The city of New York, however, has unfurled plans to build a 2,000-bed jail on the site.

"I find it hard to believe that they would consider these 2,000 beds part of an affordable housing scheme," she said during a presentation at the Clean Tech Investor Summit, taking place here this week.

I have not had a chance to speak to officials from the city to get their view.

Carter spoke at the conference to argue that a connection exists between the growing green industry and some of the problems impacting the inner city. Life in the poor sections of urban America, she said, is awful. In the South Bronx, unemployment has climbed to 25 percent and the percentage of people living in poverty is around 40 percent. The median income is $20,000 a year.

Many of these problems, she argued, can be traced to environmental degradation. A disproportionate percentage of New York's waste disposal facilities and power plants are located in the South Bronx. That has created health problems--one in four kids has asthma, she said. Learning disabilities occur at a higher rate in areas associated with higher air pollution in several studies, she noted.

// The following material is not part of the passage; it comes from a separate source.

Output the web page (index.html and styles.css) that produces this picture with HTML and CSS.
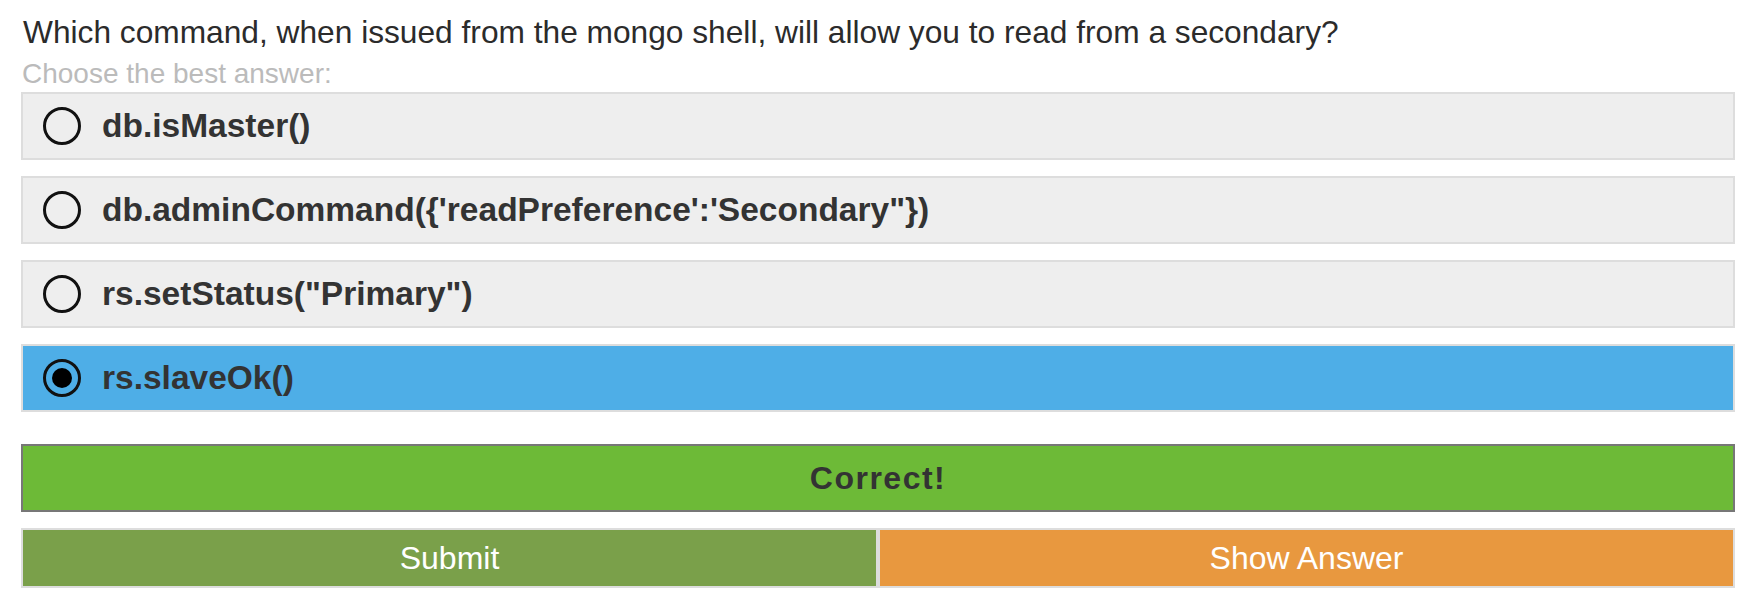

The area also has little in the way of greenbelts, which leads to the need for more wastewater facilities (greenbelts suck up water runoff), which leads to more power plants and more pollution.

A large portion of South Bronx residents end up in jail or prison, she added, which can follow a lack of job opportunities or learning disabilities. In turn, that requires more tax dollars for prisons. Prisons, in fact, are one of the growth industries in several counties in New York. In short, a despoiled environment can lead to unemployment and crime and more taxes, she said.

Conversely, green initiatives can help. The organization started a job program a few years ago that trained people in jobs such as retrofitting buildings to make them more green. Eighty-five percent of the participants got jobs.

"It is the kind of multiplier effect that cities need to see," she said.